How America’s Beloved Meyer Lemon Caused a Mid-Century Citrus Panic

By Mandy Naglich | Atlas Obscura |

ATLAS OBSCURA - Meyer lemon trees could carry the citrus tristeza virus (CTV) and flourish for years without showing any symptoms.

The urgent situation incited the first meeting of the International Organization of Citrus Virologists at the The University of California, Riverside in 1957. This group of scientists and citrus growers urged drastic measures towards Meyer lemons the world over. “Tristeza exists in the Mediterranean area where it has been introduced on the Meyer lemon,” wrote one scientist in a paper he presented at the 1961 meeting of the IOCV. He goes on to suggest that it would be “most desirable” for all Meyer lemon trees “in the Mediterranean basin to be eradicated.”

As news of the troublesome Meyer trickled out of Riverside, the hunt began for the troublesome trees throughout the state.
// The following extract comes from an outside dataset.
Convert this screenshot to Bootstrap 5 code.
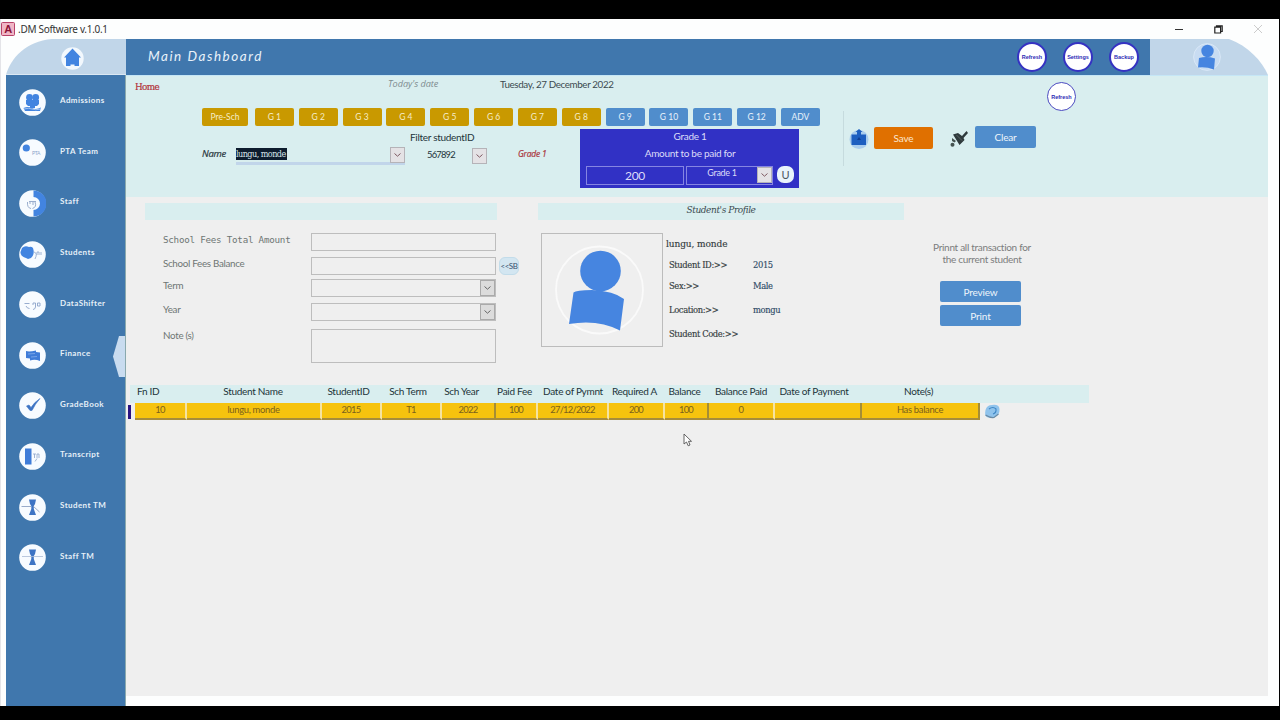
<!DOCTYPE html>
<html lang="en">
<head>
  <meta charset="UTF-8" />
  <meta name="viewport" content="width=device-width, initial-scale=1" />
  <title>.DM Software v.1.0.1</title>
  <link href="https://cdn.jsdelivr.net/npm/bootstrap@5.3.0/dist/css/bootstrap.min.css" rel="stylesheet" />
  <style>
    body {
      background: #000;
      font-family: Lato, "Open Sans", sans-serif;
      font-size: 10px;
      line-height: 13px;
      letter-spacing: -.3px;
      color: #3b4a50;
      height: 720px;
      padding-top: 19px;
      overflow: hidden;
      white-space: nowrap;
    }
    svg { display: block; flex: none; }
    .serif { font-family: "DejaVu Serif Condensed", "DejaVu Serif", serif; font-stretch: condensed; }
    .app-window {
      width: 1279px;
      height: 687px;
      background: #fdfefe;
      border-left: 1px solid #e4e4e8;
    }
    .title-bar { height: 20px; }
    .title-bar .app-name { font: 10px "Noto Sans", sans-serif; letter-spacing: -.3px; color: #333; margin-left: 3px; }
    .win-buttons { margin-right: 17px; gap: 31px; }
    .app-body { height: 667px; padding-left: 5px; }

    /* sidebar */
    .side-bar { width: 120px; background: #4077ad; border-right: 1px solid #8aa9ae; }
    .side-corner { background: #fdfefe; height: 36px; width: 120px; }
    .side-home {
      height: 36px;
      background: #c1d6e9;
      border-bottom: 1px solid #dbe8f3;
      clip-path: path("M0 36 C4 20 20 2 46 0 L120 0 L120 36 Z");
      padding-left: 12px;
      padding-top: 3px;
    }
    .side-list { padding-top: 2px; }
    .side-item { height: 50.6px; padding-left: 13px; position: relative; }
    .side-item span {
      font: bold 8px "Lato", sans-serif;
      letter-spacing: .42px;
      color: #e6f0f8;
      margin-left: 14px;
      margin-bottom: 4px;
    }
    .side-item .active-tab { position: absolute; right: 0; top: 6px; }

    /* header */
    .main-col { width: 1142px; }
    .top-bar { height: 36px; background: #4077ad; padding-right: 11px; }
    .top-bar h1 {
      font: italic 13.5px "Lato", sans-serif;
      letter-spacing: 1.55px;
      color: #e9f2fa;
      padding-left: 22px;
      margin: 0 auto 3px 0;
    }
    .round-btn {
      width: 30px;
      height: 30px;
      border: 2px solid #3532c2;
      border-radius: 50%;
      background: #fff;
      color: #2d2bb5;
      font: bold 5.5px "Liberation Sans", sans-serif;
      padding: 0;
    }
    .round-btn.thin { border: 1.5px solid #4a4ac0; width: 29px; height: 29px; }
    .user-corner {
      width: 118px;
      height: 36px;
      background: #c1d6e9;
      clip-path: path("M0 0 L79 0 C98 7 112 22 118 36 L0 36 Z");
      padding-right: 4px;
    }

    /* filter panel */
    .filter-panel { height: 122px; background: #d9eeef; border-top: 1px solid #c5e6f6; }
    .filter-left { width: 717px; }
    .crumb-row { height: 32px; }
    .home-link { color: #b23038; font-size: 9.8px; width: 262px; padding: 4px 0 0 9px; letter-spacing: -.6px; -webkit-text-stroke: .2px; }
    .today-label { font: italic 9.2px/13px "Open Sans", sans-serif; letter-spacing: -.05px; color: #7e8c90; width: 112px; padding-top: 1px; }
    .today-date { font-size: 9.8px; letter-spacing: -.37px; padding-top: 2px; }
    .grade-row { padding-left: 76px; gap: 4.85px; }
    .grade-btn {
      width: 39px;
      height: 18px;
      border-radius: 2px;
      background: #c99900;
      color: #f5ecc9;
      font-size: 8.5px;
      line-height: 18px;
      padding: 0;
      border: 0;
    }
    .grade-btn:first-child { width: 46px; margin-right: 2px; }
    .grade-btn.senior { background: #508dcc; color: #e8f2fb; }
    .filter-row { padding: 3px 0 0 76px; }
    .name-label { font: italic 9.5px/13px "Open Sans", sans-serif; color: #27343a; width: 34px; margin-top: 18px; -webkit-text-stroke: .2px; }
    .name-combo { width: 169px; height: 18px; margin-top: 18px; border-bottom: 3px solid #c1d5ea; }
    .name-combo .picked { background: #0d1c2e; color: #d9e4ea; font-size: 9px; line-height: 12px; letter-spacing: -.55px; height: 12px; margin-top: 1px; width: 51px; }
    .drop-btn {
      width: 15px;
      height: 16px;
      background: #e4e2e5;
      border: 1px solid #b5b3b8;
      padding: 0;
    }
    .id-filter { margin-left: 5px; width: 107px; padding-top: 2px; color: #22343a; }
    .id-filter .id-value { font-size: 9.4px; letter-spacing: -.8px; width: 62px; padding: 4px 0 0 17px; }
    .grade-mark { font: italic 8.5px/13px "Open Sans", sans-serif; letter-spacing: -.2px; color: #a9343c; width: 63px; margin-top: 18px; padding-left: 1px; -webkit-text-stroke: .2px; }
    .amount-box { width: 219px; height: 59px; background: #3131c5; color: #dcdcf8; text-align: center; padding: 1px 5px 0 6px; }
    .amount-box .amount-line { line-height: 12px; padding-bottom: 7px; }
    .amount-field { border: 1px solid #8585e2; height: 19px; }
    .amount-field.sum { width: 98px; font-size: 12px; line-height: 18px; }
    .amount-field.level { width: 87px; font-size: 9px; line-height: 12px; margin-left: 2px; }
    .u-btn { width: 17px; height: 17px; border-radius: 7px; background: #e9f3fb; color: #4a5560; border: 0; padding: 0; font-size: 11px; line-height: 17px; margin: 0 0 0 4px; }
    .tool-area { padding: 6px 0 0; }
    .tool-area .thin { margin-left: 204px; }
    .tool-row { height: 55px; border-left: 1px solid #c6dbde; padding-left: 5px; }
    .tool-row .btn, .print-box .btn { font-size: 10px; letter-spacing: -.15px; line-height: 20px; height: 22px; border-radius: 2px; padding: 0; border: 0; color: #eef5fb; background: #508dcc; }
    .tool-row .save-btn { width: 59px; margin: 0 17px 2px 5px; background: #e07000; color: #fbe6cd; }
    .tool-row .clear-btn { width: 61px; margin: 0 0 3px 7px; }

    /* work area */
    .work-area { height: 499px; background: #efefef; padding-top: 6px; }
    .band { height: 17px; background: #d9eeef; line-height: 14px; text-align: center; margin-bottom: 13px; }
    .fees-box { width: 378px; margin-left: 19px; }
    .fees-box .band { width: 352px; }
    .fees-grid {
      display: grid;
      grid-template-columns: 148px 185px auto;
      grid-template-rows: 24px 22px 24px 26px 34px;
      margin-left: 18px;
      color: #6e7674;
      font-size: 9.8px;
    }
    .fees-grid .mono { font: 9.2px/13px "DejaVu Sans Mono", monospace; letter-spacing: -.22px; }
    .entry { border: 1px solid #bdbdbd; height: 18px; }
    .entry.tall { height: 34px; }
    .entry .drop-btn { background: #dcdcdc; border-color: #aaa; }
    .sb-btn { width: 20px; height: 18px; margin-left: 3px; border: 1px solid #c2dcea; border-radius: 6px; background: #d3e6f1; color: #39516f; font-size: 8px; letter-spacing: -.5px; line-height: 15px; padding: 0; }
    .profile-box { width: 366px; margin-left: 15px; }
    .profile-box .band { letter-spacing: -.42px; }
    .photo-frame { width: 122px; height: 114px; border: 1px solid #bcbcbc; margin-left: 3px; }
    .profile-list { font-size: 9.3px; letter-spacing: -.38px; color: #333b3d; margin-left: 3px; padding-top: 4px; -webkit-text-stroke: .15px; }
    .profile-list .full-name { font-size: 10px; letter-spacing: -.1px; }
    .profile-list div { display: flex; padding-left: 3px; }
    .profile-list .label-cell { width: 84px; }
    .profile-list .value-cell { color: #2d4a66; }
    .profile-list .far { padding-top: 11px; }
    .print-box { margin: 38px 0 0 28px; width: 100px; text-align: center; color: #7b7d7d; line-height: 12px; }
    .print-box .btn { width: 81px; height: 21px; margin-left: 8px; }
    .print-box .btn + .btn { margin-top: 3px; }

    /* payments table */
    .pay-block { margin-top: 22px; }
    .pay-grid {
      display: grid;
      grid-template-columns: 52px 135px 60px 60px 54px 42px 71px 56px 44px 66px 87px 118px;
      text-align: center;
    }
    .pay-head {
      background: #d9eeef;
      margin-left: 4px;
      padding-left: 5px;
      width: 959px;
      height: 18px;
      color: #22343a;
      grid-template-columns: 53px 130px 61px 58px 49px 57px 60px 63px 37px 76px 70px 139px;
    }
    .pay-head > span:first-child { text-align: left; padding-left: 2px; }
    .pay-row { height: 17px; }
    .pay-row .pay-grid > span {
      background: #f6c30e;
      height: 17px;
      border-right: 2px solid #f5e3a0;
      border-bottom: 2px solid #a68c3c;
      color: #7a611c;
      font-size: 9.4px;
      line-height: 13px;
      padding: 0;
    }
    .pay-row .pay-grid > span.num { letter-spacing: -.75px; }
    .pay-row .pay-grid > span.edge { border-right: 2px solid #a58d35; }
    .row-mark { width: 3px; height: 14px; background: #2a1380; margin: 2px 4px 0 2px; }
    .mouse-pointer { position: absolute; left: 683px; top: 433px; }
  </style>
</head>
<body>
<div class="app-window">

  <!-- Title bar -->
  <div class="title-bar d-flex align-items-center">
    <svg width="14" height="14" viewBox="0 0 14 14">
      <rect x=".5" y=".5" width="13" height="13" rx="1" fill="#f0b6c6" stroke="#b8436a" />
      <text x="3.200" y="11" font-family="Liberation Sans" font-weight="bold" font-size="11" fill="#8c1238">A</text>
    </svg>
    <span class="app-name me-auto">.DM Software v.1.0.1</span>
    <div class="win-buttons d-flex align-items-center">
      <svg width="8" height="9"><path d="M0 4.5 H8" stroke="#333" /></svg>
      <svg width="9" height="9" viewBox="0 0 9 9"><path d="M.8 2.2 H6.6 V8 H.8 Z M2.5 2 V.8 H8.2 V6.5 H7" fill="none" stroke="#222" stroke-width="1.2" /></svg>
      <svg width="8" height="8"><path d="M0 0 L8 8 M8 0 L0 8" stroke="#ccc" /></svg>
    </div>
  </div>

  <div class="app-body d-flex">
    <!-- Sidebar -->
    <nav class="side-bar flex-shrink-0">
      <div class="side-corner">
        <div class="side-home d-flex align-items-center justify-content-center">
          <svg width="23" height="23" viewBox="0 0 23 23">
            <circle cx="11.5" cy="11.5" r="11.2" fill="#f2f8fd" />
            <path d="M11.5 1.5 L20 10.5 H18 V19 H13.5 V17.5 H9.5 V19 H5 V10.5 H3 Z" fill="#4284e0" />
          </svg>
        </div>
      </div>
      <div class="side-list">
        <div class="side-item d-flex align-items-center">
          <svg width="27" height="27" viewBox="0 0 27 27"><circle cx="13.5" cy="13.5" r="13.3" fill="#f7fbff" /><circle cx="10.5" cy="8.5" r="3.4" fill="#4284e0" /><circle cx="16.7" cy="8.5" r="3.4" fill="#4284e0" /><path d="M7 11 H20 V15 L18 17 H9 L7 15 Z M11 15 H16 V19 H11 Z M4.5 19 Q9 17 13 19 T22 18.5 L21 22 H6 Z" fill="#4284e0" /><path d="M5 20 Q10 18.5 13 20 T22 20" fill="none" stroke="#dbe9fa" stroke-width=".6" /></svg>
          <span>Admissions</span>
        </div>
        <div class="side-item d-flex align-items-center">
          <svg width="27" height="27" viewBox="0 0 27 27"><circle cx="13.5" cy="13.5" r="13.3" fill="#f7fbff" /><circle cx="7.3" cy="9" r="3.6" fill="#4284e0" /><text x="13" y="15.5" font-size="5" fill="#8ba3c9">PTA</text></svg>
          <span>PTA Team</span>
        </div>
        <div class="side-item d-flex align-items-center">
          <svg width="27" height="27" viewBox="0 0 27 27"><circle cx="13.5" cy="13.5" r="13.3" fill="#f7fbff" /><path d="M14.5 .5 A13 13 0 0 1 14.5 26.5 V20 A6.5 6.5 0 0 0 14.5 7 Z" fill="#4284e0" /><path d="M8.5 12 Q8 18 12 18.5 M10 11.5 H17 M11 14 V12 M14 15 V12 M16 12 Q18 17 13.5 18.5" fill="none" stroke="#8299c0" stroke-width=".8" /></svg>
          <span>Staff</span>
        </div>
        <div class="side-item d-flex align-items-center">
          <svg width="27" height="27" viewBox="0 0 27 27"><circle cx="13.5" cy="13.5" r="13.3" fill="#f7fbff" /><path d="M3 7 Q6 4 10 6 Q14 5 14.5 9 Q15.5 14 12 17 L9 18 L7 17 Q1 15 1.5 11 Z" fill="#4284e0" /><path d="M15 11 Q19 12 16 18 M18 14 V11 H20 V14 M22 11 V14" fill="none" stroke="#8ba3c9" stroke-width=".8" /></svg>
          <span>Students</span>
        </div>
        <div class="side-item d-flex align-items-center">
          <svg width="27" height="27" viewBox="0 0 27 27"><circle cx="13.5" cy="13.5" r="13.3" fill="#f7fbff" /><path d="M5.5 12.5 H10.5 M7 15 Q8 17.5 10.5 17.5 M14 14 V12 H16.5 V16 Q16 18.5 14 18.5 M18.5 15 V12 H21 V15 Z" fill="none" stroke="#8ba3c9" stroke-width=".9" /></svg>
          <span>DataShifter</span>
        </div>
        <div class="side-item d-flex align-items-center">
          <svg width="27" height="27" viewBox="0 0 27 27"><circle cx="13.5" cy="13.5" r="13.3" fill="#f7fbff" /><path d="M7 9 Q10 10 17 8.5 V10 L21 10.5 V19 Q16 17 11 18.5 V16.5 L7 16 Z" fill="#3f7cd8" /><path d="M9 12 L16 11.5 M12 15 L18 14.5" stroke="#8eb4ee" stroke-width=".7" /></svg>
          <span>Finance</span>
          <svg class="active-tab" width="12" height="41" viewBox="0 0 12 41"><path d="M12 0 H6 L0 20.5 L6 41 H12 Z" fill="#c9dcf0" /></svg>
        </div>
        <div class="side-item d-flex align-items-center">
          <svg width="27" height="27" viewBox="0 0 27 27"><circle cx="13.5" cy="13.5" r="13.3" fill="#f7fbff" /><path d="M7.5 14 L10 13 L12 15.5 Q15.500 10 21 6.500 Q16 12 13 18.500 H11 Z" fill="#3d74c4" stroke="#3d74c4" stroke-width=".6" /></svg>
          <span>GradeBook</span>
        </div>
        <div class="side-item d-flex align-items-center">
          <svg width="27" height="27" viewBox="0 0 27 27"><circle cx="13.5" cy="13.5" r="13.3" fill="#f7fbff" /><rect x="6" y="5.5" width="6.5" height="16" fill="#3f7cd8" /><path d="M14 11 H17 M15.5 11 V15 M18 15 V11 H20 V15 M16 18.5 L18 15.5" fill="none" stroke="#8ba3c9" stroke-width=".8" /></svg>
          <span>Transcript</span>
        </div>
        <div class="side-item d-flex align-items-center">
          <svg width="27" height="27" viewBox="0 0 27 27"><circle cx="13.5" cy="13.5" r="13.3" fill="#f7fbff" /><path d="M10 5.5 H17 L16 10 L14.8 12 V15 L17 21 H10 L12.3 15 V12 L11 10 Z" fill="#3d74c4" /><path d="M2.5 12.5 H12 M14 12 L20.5 18" stroke="#7f97bd" stroke-width=".8" /></svg>
          <span>Student TM</span>
        </div>
        <div class="side-item d-flex align-items-center">
          <svg width="27" height="27" viewBox="0 0 27 27"><circle cx="13.5" cy="13.5" r="13.3" fill="#f7fbff" /><path d="M10 5.5 H17 L16 10 L14.8 12 V15 L17 21 H10 L12.3 15 V12 L11 10 Z" fill="#3d74c4" /><path d="M3 12.5 H24" stroke="#a9bbd6" stroke-width=".8" /></svg>
          <span>Staff TM</span>
        </div>
      </div>
    </nav>

    <main class="main-col">
      <!-- Header -->
      <header class="d-flex">
        <div class="top-bar d-flex align-items-center flex-grow-1">
          <h1>Main Dashboard</h1>
          <button class="round-btn">Refresh</button>
          <button class="round-btn ms-3 me-3">Settings</button>
          <button class="round-btn">Backup</button>
        </div>
        <div class="user-corner d-flex align-items-center justify-content-center">
          <svg width="28" height="28" viewBox="0 0 28 28">
            <circle cx="14" cy="14" r="13.4" fill="#c8dcf2" stroke="#d8e7f6" />
            <circle cx="14.5" cy="8" r="6.2" fill="#4685e0" />
            <path d="M6 15 Q14 13 22 15.5 L21 26.5 Q13 23.5 5 24.5 Z" fill="#4685e0" />
          </svg>
        </div>
      </header>

      <!-- Filters -->
      <section class="filter-panel d-flex">
        <div class="filter-left">
          <div class="crumb-row d-flex">
            <div class="home-link serif">Home</div>
            <div class="today-label">Today's date</div>
            <div class="today-date">Tuesday, 27 December 2022</div>
          </div>
          <div class="grade-row d-flex">
            <button class="grade-btn">Pre-Sch</button>
            <button class="grade-btn">G 1</button>
            <button class="grade-btn">G 2</button>
            <button class="grade-btn">G 3</button>
            <button class="grade-btn">G 4</button>
            <button class="grade-btn">G 5</button>
            <button class="grade-btn">G 6</button>
            <button class="grade-btn">G 7</button>
            <button class="grade-btn">G 8</button>
            <button class="grade-btn senior">G 9</button>
            <button class="grade-btn senior">G 10</button>
            <button class="grade-btn senior">G 11</button>
            <button class="grade-btn senior">G 12</button>
            <button class="grade-btn senior">ADV</button>
          </div>
          <div class="filter-row d-flex">
            <div class="name-label">Name</div>
            <div class="name-combo d-flex justify-content-between">
              <span class="picked serif">lungu, monde</span>
              <button class="drop-btn d-flex align-items-center justify-content-center"><svg width="7" height="4"><path d="M.5 .5 L3.5 3.2 L6.5 .5" fill="none" stroke="#7d5a62" /></svg></button>
            </div>
            <div class="id-filter">
              <div>Filter studentID</div>
              <div class="d-flex">
                <span class="id-value">567892</span>
                <button class="drop-btn mt-1 d-flex align-items-center justify-content-center"><svg width="7" height="4"><path d="M.5 .5 L3.5 3.2 L6.5 .5" fill="none" stroke="#7d5a62" /></svg></button>
              </div>
            </div>
            <div class="grade-mark">Grade 1</div>
            <div class="amount-box">
              <div>Grade 1</div>
              <div class="amount-line pt-1">Amount to be paid for</div>
              <div class="d-flex">
                <div class="amount-field sum">200</div>
                <div class="amount-field level d-flex justify-content-between"><span class="flex-grow-1">Grade 1</span><button class="drop-btn d-flex align-items-center justify-content-center"><svg width="7" height="4"><path d="M.5 .5 L3.5 3.2 L6.5 .5" fill="none" stroke="#7d5a62" /></svg></button></div>
                <button class="u-btn">U</button>
              </div>
            </div>
          </div>
        </div>

        <div class="tool-area">
          <button class="round-btn thin d-block">Refresh</button>
          <div class="tool-row d-flex align-items-center">
            <svg width="20" height="20" viewBox="0 0 20 20">
              <circle cx="10" cy="10.5" r="9.5" fill="#a9cdee" />
              <path d="M2.5 5.5 H8 V3 H6.5 L10 0 L13.5 3 H12 V5.5 H17 V16 H2.5 Z" fill="#1d5fc0" />
              <path d="M10 8 L12 11 H8 Z" fill="#0f3f94" />
            </svg>
            <button class="btn save-btn">Save</button>
            <svg width="18" height="18" viewBox="0 0 18 18">
              <path d="M3 4.5 L8 3 L12 6 L16.5 1 L18 3 L13.500 8 L14.500 10 L9.500 15 Z" fill="#2f3a3c" />
              <path d="M6.5 5 L12 10.5" stroke="#66706f" stroke-width=".8" />
              <path d="M2 8 L6 11 L4.500 12.500 L2 11 Z" fill="#44514f" /><circle cx="2.5" cy="14.800" r="2" fill="#44514f" />
            </svg>
            <button class="btn clear-btn">Clear</button>
          </div>
        </div>
      </section>

      <!-- Work area -->
      <section class="work-area">
        <div class="d-flex">
          <div class="fees-box">
            <div class="band"></div>
            <div class="fees-grid">
              <span class="mono">School Fees Total Amount</span><div class="entry"></div><i></i>
              <span>School Fees Balance</span><div class="entry"></div><button class="sb-btn">&lt;&lt;SB</button>
              <span>Term</span><div class="entry d-flex justify-content-end"><button class="drop-btn d-flex align-items-center justify-content-center"><svg width="7" height="4"><path d="M.5 .5 L3.5 3.2 L6.5 .5" fill="none" stroke="#666" /></svg></button></div><i></i>
              <span>Year</span><div class="entry d-flex justify-content-end"><button class="drop-btn d-flex align-items-center justify-content-center"><svg width="7" height="4"><path d="M.5 .5 L3.5 3.2 L6.5 .5" fill="none" stroke="#666" /></svg></button></div><i></i>
              <span>Note (s)</span><div class="entry tall"></div><i></i>
            </div>
          </div>

          <div class="profile-box">
            <div class="band serif fst-italic">Student's Profile</div>
            <div class="d-flex">
              <div class="photo-frame">
                <svg width="120" height="112" viewBox="0 0 120 112">
                  <circle cx="57.5" cy="56" r="43.5" fill="none" stroke="#fafafa" stroke-width="1.8" />
                  <circle cx="58.5" cy="37" r="20.3" fill="#4685e0" />
                  <path d="M31.5 58.5 Q34 56 50 56 Q72 57 82 65 L78 96.5 Q56 85 27 90 Z" fill="#4685e0" />
                </svg>
              </div>
              <div class="profile-list serif">
                <span class="full-name">lungu, monde</span>
                <div class="pt-2"><span class="label-cell">Student ID:&gt;&gt;</span><span class="value-cell">2015</span></div>
                <div class="pt-2"><span class="label-cell">Sex:&gt;&gt;</span><span class="value-cell">Male</span></div>
                <div class="far"><span class="label-cell">Location:&gt;&gt;</span><span class="value-cell">mongu</span></div>
                <div class="far"><span class="label-cell">Student Code:&gt;&gt;</span></div>
              </div>
            </div>
          </div>

          <div class="print-box">
            Prinnt all transaction for<br />the current student
            <button class="btn d-block mt-3">Preview</button>
            <button class="btn d-block">Print</button>
          </div>
        </div>

        <!-- Payments -->
        <div class="pay-block">
          <div class="pay-grid pay-head">
            <span>Fn ID</span><span>Student Name</span><span>StudentID</span><span>Sch Term</span><span>Sch Year</span><span>Paid Fee</span><span>Date of Pymnt</span><span>Required A</span><span>Balance</span><span>Balance Paid</span><span>Date of Payment</span><span>Note(s)</span>
          </div>
          <div class="pay-row d-flex">
            <div class="row-mark"></div>
            <div class="pay-grid">
              <span class="num">10</span><span>lungu, monde</span><span class="num">2015</span><span class="num">T1</span><span class="num edge">2022</span><span class="num">100</span><span class="num">27/12/2022</span><span class="num">200</span><span class="num edge">100</span><span>0</span><span class="edge"></span><span class="edge">Has balance</span>
            </div>
            <svg class="ms-1" width="16" height="16" viewBox="0 0 16 16">
              <path d="M1.500 7 Q3 2 8 2 Q15 1 15.500 6 Q16 12 10 14.500 H4 Q0 14 1.500 7 Z" fill="#8fc3ec" />
              <path d="M1.500 12 Q6 15 10 14.500 L14.500 11" fill="none" stroke="#6a8ba5" stroke-width="1.200" />
              <path d="M5 6 Q9 3 12 6 Q12.500 10 9 11" fill="none" stroke="#3f86c4" stroke-width="1.100" />
            </svg>
          </div>
        </div>
      </section>
    </main>
  </div>
</div>

<svg class="mouse-pointer" width="10" height="14" viewBox="0 0 10 14"><path d="M1 1 V11 L3.5 9 L5.2 12.8 L7 12 L5.5 8.3 H8.5 Z" fill="#fff" stroke="#555" stroke-width=".9" /></svg>

<script src="https://cdn.jsdelivr.net/npm/bootstrap@5.3.0/dist/js/bootstrap.bundle.min.js"></script>
</body>
</html>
County after county passed bills aimed at uprooting the garden trees to stop tristeza. During the summer of June 1957, in the city of Selma, California, two government officials went door to door, telling residents to remove their Meyer lemons. Roughly 14 days later, they returned to ensure that the trees were gone. The fragrant magenta buds of the Meyer lemon plant were one of its most admired characteristics. Now, they served as a sign of a tree that needed to be destroyed.